Provided material:
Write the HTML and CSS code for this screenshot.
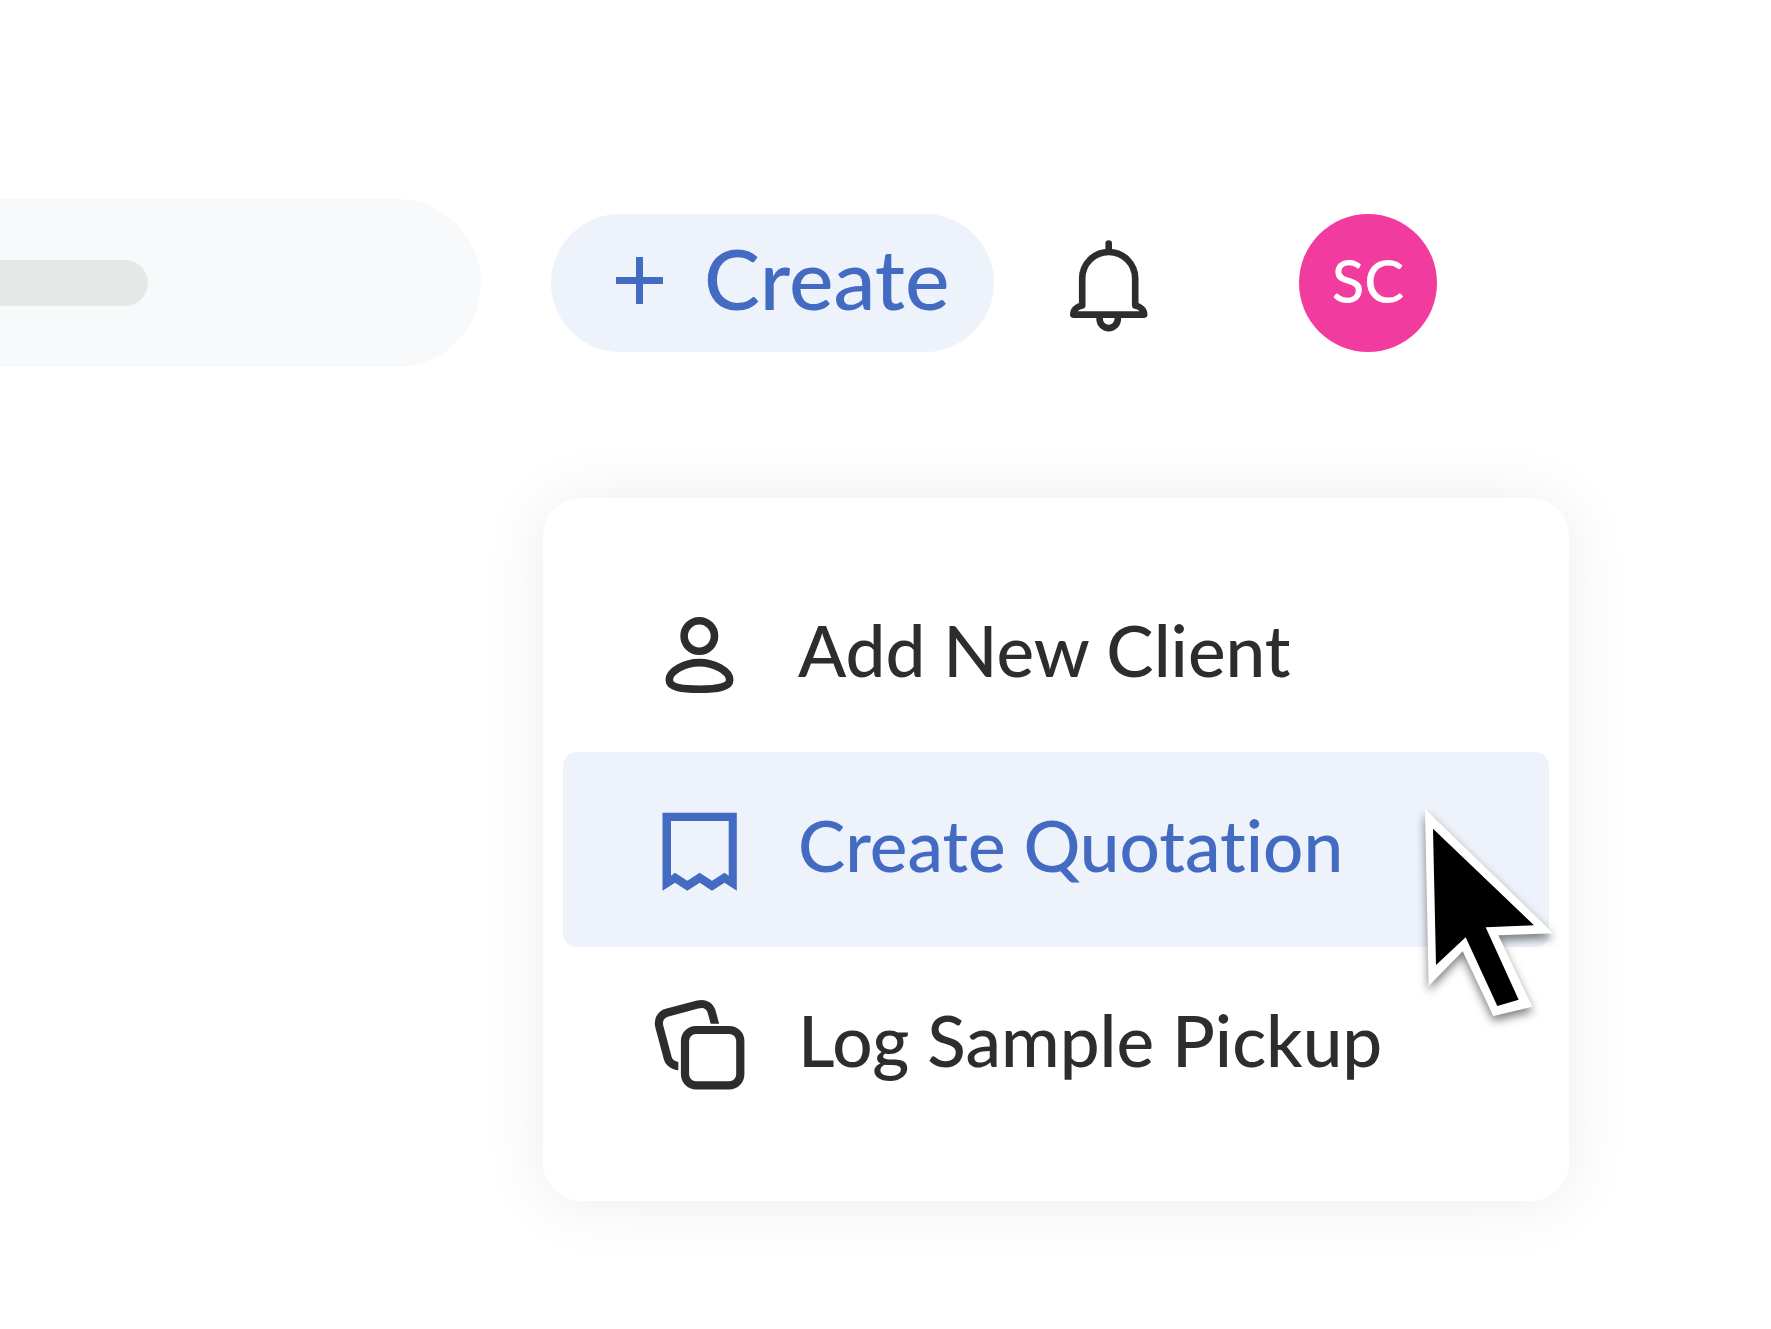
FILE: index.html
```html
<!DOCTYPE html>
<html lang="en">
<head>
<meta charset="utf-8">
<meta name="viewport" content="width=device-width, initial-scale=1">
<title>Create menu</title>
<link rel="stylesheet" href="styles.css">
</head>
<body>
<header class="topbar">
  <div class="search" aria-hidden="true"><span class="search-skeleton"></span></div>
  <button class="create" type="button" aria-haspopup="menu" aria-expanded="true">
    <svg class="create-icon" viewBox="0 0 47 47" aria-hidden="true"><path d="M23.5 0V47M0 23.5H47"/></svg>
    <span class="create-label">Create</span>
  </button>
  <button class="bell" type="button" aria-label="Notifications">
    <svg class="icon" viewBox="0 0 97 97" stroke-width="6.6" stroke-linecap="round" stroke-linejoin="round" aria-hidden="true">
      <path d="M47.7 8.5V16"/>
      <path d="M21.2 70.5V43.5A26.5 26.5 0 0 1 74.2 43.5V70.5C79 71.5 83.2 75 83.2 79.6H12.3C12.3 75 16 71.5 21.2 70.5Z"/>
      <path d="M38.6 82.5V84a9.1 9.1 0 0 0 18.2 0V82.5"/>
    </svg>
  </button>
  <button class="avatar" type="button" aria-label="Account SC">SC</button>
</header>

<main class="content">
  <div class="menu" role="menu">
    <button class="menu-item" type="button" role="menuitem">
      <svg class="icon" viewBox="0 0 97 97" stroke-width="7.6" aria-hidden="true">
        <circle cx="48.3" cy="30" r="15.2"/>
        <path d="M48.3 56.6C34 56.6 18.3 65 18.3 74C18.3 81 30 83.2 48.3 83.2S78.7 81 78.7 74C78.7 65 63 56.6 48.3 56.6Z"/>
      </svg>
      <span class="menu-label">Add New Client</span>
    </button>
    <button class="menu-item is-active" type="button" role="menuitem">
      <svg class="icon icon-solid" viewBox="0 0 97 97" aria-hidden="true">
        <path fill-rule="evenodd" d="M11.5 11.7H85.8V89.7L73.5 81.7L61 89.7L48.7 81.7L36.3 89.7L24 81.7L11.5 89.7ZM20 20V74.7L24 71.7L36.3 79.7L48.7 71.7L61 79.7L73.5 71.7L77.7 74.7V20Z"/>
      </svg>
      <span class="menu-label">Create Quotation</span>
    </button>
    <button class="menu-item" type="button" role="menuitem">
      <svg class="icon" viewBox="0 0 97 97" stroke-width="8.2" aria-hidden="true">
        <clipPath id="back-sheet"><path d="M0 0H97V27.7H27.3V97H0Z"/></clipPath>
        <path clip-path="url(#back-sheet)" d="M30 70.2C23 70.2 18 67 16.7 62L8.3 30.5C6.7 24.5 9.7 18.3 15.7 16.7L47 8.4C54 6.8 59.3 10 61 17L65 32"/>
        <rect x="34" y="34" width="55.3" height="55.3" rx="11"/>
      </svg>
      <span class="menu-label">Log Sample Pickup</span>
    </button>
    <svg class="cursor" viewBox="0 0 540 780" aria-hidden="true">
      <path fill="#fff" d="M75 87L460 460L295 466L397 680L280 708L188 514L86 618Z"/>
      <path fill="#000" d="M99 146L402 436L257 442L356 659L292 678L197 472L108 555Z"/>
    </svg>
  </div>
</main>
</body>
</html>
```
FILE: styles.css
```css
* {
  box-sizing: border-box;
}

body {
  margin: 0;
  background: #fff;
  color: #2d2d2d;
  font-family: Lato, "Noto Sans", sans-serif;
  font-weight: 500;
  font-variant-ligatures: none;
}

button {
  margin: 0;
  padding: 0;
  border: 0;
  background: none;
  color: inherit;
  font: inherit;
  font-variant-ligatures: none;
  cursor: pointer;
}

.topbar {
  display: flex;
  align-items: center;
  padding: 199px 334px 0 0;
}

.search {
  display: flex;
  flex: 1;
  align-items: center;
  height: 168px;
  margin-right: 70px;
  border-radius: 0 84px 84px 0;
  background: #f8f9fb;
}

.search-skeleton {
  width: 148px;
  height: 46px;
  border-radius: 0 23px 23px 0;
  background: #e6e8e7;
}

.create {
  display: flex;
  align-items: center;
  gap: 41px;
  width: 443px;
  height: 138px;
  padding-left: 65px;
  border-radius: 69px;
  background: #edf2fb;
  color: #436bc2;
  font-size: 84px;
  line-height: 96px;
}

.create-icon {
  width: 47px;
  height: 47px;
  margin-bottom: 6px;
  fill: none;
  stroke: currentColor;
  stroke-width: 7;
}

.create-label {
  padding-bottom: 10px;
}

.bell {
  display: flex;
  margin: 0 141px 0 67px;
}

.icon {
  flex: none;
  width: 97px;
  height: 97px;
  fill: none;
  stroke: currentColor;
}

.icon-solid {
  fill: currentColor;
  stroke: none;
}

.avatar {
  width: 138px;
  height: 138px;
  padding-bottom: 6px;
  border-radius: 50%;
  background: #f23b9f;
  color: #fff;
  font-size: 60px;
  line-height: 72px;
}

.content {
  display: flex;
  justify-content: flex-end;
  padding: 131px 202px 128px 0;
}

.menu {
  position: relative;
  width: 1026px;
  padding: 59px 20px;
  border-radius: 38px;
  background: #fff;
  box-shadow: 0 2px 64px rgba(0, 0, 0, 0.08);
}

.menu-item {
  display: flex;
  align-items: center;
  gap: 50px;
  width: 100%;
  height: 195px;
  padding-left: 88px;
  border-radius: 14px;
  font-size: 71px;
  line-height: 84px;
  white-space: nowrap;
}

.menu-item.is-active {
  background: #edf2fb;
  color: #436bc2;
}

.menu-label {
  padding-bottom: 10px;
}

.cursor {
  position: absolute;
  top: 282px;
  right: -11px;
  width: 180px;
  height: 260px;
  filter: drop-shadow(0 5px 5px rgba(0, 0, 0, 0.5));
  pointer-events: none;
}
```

Instructions for the task: Exclude the pictures, and transcribe all of the material exactly.

Solution for this problem:
Write the HTML and CSS code for this screenshot.
FILE: index.html
```html
<!DOCTYPE html>
<html lang="en">
<head>
<meta charset="utf-8">
<meta name="viewport" content="width=device-width, initial-scale=1">
<title>Create menu</title>
<link rel="stylesheet" href="styles.css">
</head>
<body>
<header class="topbar">
  <div class="search" aria-hidden="true"><span class="search-skeleton"></span></div>
  <button class="create" type="button" aria-haspopup="menu" aria-expanded="true">
    <svg class="create-icon" viewBox="0 0 47 47" aria-hidden="true"><path d="M23.5 0V47M0 23.5H47"/></svg>
    <span class="create-label">Create</span>
  </button>
  <button class="bell" type="button" aria-label="Notifications">
    <svg class="icon" viewBox="0 0 97 97" stroke-width="6.6" stroke-linecap="round" stroke-linejoin="round" aria-hidden="true">
      <path d="M47.7 8.5V16"/>
      <path d="M21.2 70.5V43.5A26.5 26.5 0 0 1 74.2 43.5V70.5C79 71.5 83.2 75 83.2 79.6H12.3C12.3 75 16 71.5 21.2 70.5Z"/>
      <path d="M38.6 82.5V84a9.1 9.1 0 0 0 18.2 0V82.5"/>
    </svg>
  </button>
  <button class="avatar" type="button" aria-label="Account SC">SC</button>
</header>

<main class="content">
  <div class="menu" role="menu">
    <button class="menu-item" type="button" role="menuitem">
      <svg class="icon" viewBox="0 0 97 97" stroke-width="7.6" aria-hidden="true">
        <circle cx="48.3" cy="30" r="15.2"/>
        <path d="M48.3 56.6C34 56.6 18.3 65 18.3 74C18.3 81 30 83.2 48.3 83.2S78.7 81 78.7 74C78.7 65 63 56.6 48.3 56.6Z"/>
      </svg>
      <span class="menu-label">Add New Client</span>
    </button>
    <button class="menu-item is-active" type="button" role="menuitem">
      <svg class="icon icon-solid" viewBox="0 0 97 97" aria-hidden="true">
        <path fill-rule="evenodd" d="M11.5 11.7H85.8V89.7L73.5 81.7L61 89.7L48.7 81.7L36.3 89.7L24 81.7L11.5 89.7ZM20 20V74.7L24 71.7L36.3 79.7L48.7 71.7L61 79.7L73.5 71.7L77.7 74.7V20Z"/>
      </svg>
      <span class="menu-label">Create Quotation</span>
    </button>
    <button class="menu-item" type="button" role="menuitem">
      <svg class="icon" viewBox="0 0 97 97" stroke-width="8.2" aria-hidden="true">
        <clipPath id="back-sheet"><path d="M0 0H97V27.7H27.3V97H0Z"/></clipPath>
        <path clip-path="url(#back-sheet)" d="M30 70.2C23 70.2 18 67 16.7 62L8.3 30.5C6.7 24.5 9.7 18.3 15.7 16.7L47 8.4C54 6.8 59.3 10 61 17L65 32"/>
        <rect x="34" y="34" width="55.3" height="55.3" rx="11"/>
      </svg>
      <span class="menu-label">Log Sample Pickup</span>
    </button>
    <svg class="cursor" viewBox="0 0 540 780" aria-hidden="true">
      <path fill="#fff" d="M75 87L460 460L295 466L397 680L280 708L188 514L86 618Z"/>
      <path fill="#000" d="M99 146L402 436L257 442L356 659L292 678L197 472L108 555Z"/>
    </svg>
  </div>
</main>
</body>
</html>
```
FILE: styles.css
```css
* {
  box-sizing: border-box;
}

body {
  margin: 0;
  background: #fff;
  color: #2d2d2d;
  font-family: Lato, "Noto Sans", sans-serif;
  font-weight: 500;
  font-variant-ligatures: none;
}

button {
  margin: 0;
  padding: 0;
  border: 0;
  background: none;
  color: inherit;
  font: inherit;
  font-variant-ligatures: none;
  cursor: pointer;
}

.topbar {
  display: flex;
  align-items: center;
  padding: 199px 334px 0 0;
}

.search {
  display: flex;
  flex: 1;
  align-items: center;
  height: 168px;
  margin-right: 70px;
  border-radius: 0 84px 84px 0;
  background: #f8f9fb;
}

.search-skeleton {
  width: 148px;
  height: 46px;
  border-radius: 0 23px 23px 0;
  background: #e6e8e7;
}

.create {
  display: flex;
  align-items: center;
  gap: 41px;
  width: 443px;
  height: 138px;
  padding-left: 65px;
  border-radius: 69px;
  background: #edf2fb;
  color: #436bc2;
  font-size: 84px;
  line-height: 96px;
}

.create-icon {
  width: 47px;
  height: 47px;
  margin-bottom: 6px;
  fill: none;
  stroke: currentColor;
  stroke-width: 7;
}

.create-label {
  padding-bottom: 10px;
}

.bell {
  display: flex;
  margin: 0 141px 0 67px;
}

.icon {
  flex: none;
  width: 97px;
  height: 97px;
  fill: none;
  stroke: currentColor;
}

.icon-solid {
  fill: currentColor;
  stroke: none;
}

.avatar {
  width: 138px;
  height: 138px;
  padding-bottom: 6px;
  border-radius: 50%;
  background: #f23b9f;
  color: #fff;
  font-size: 60px;
  line-height: 72px;
}

.content {
  display: flex;
  justify-content: flex-end;
  padding: 131px 202px 128px 0;
}

.menu {
  position: relative;
  width: 1026px;
  padding: 59px 20px;
  border-radius: 38px;
  background: #fff;
  box-shadow: 0 2px 64px rgba(0, 0, 0, 0.08);
}

.menu-item {
  display: flex;
  align-items: center;
  gap: 50px;
  width: 100%;
  height: 195px;
  padding-left: 88px;
  border-radius: 14px;
  font-size: 71px;
  line-height: 84px;
  white-space: nowrap;
}

.menu-item.is-active {
  background: #edf2fb;
  color: #436bc2;
}

.menu-label {
  padding-bottom: 10px;
}

.cursor {
  position: absolute;
  top: 282px;
  right: -11px;
  width: 180px;
  height: 260px;
  filter: drop-shadow(0 5px 5px rgba(0, 0, 0, 0.5));
  pointer-events: none;
}
```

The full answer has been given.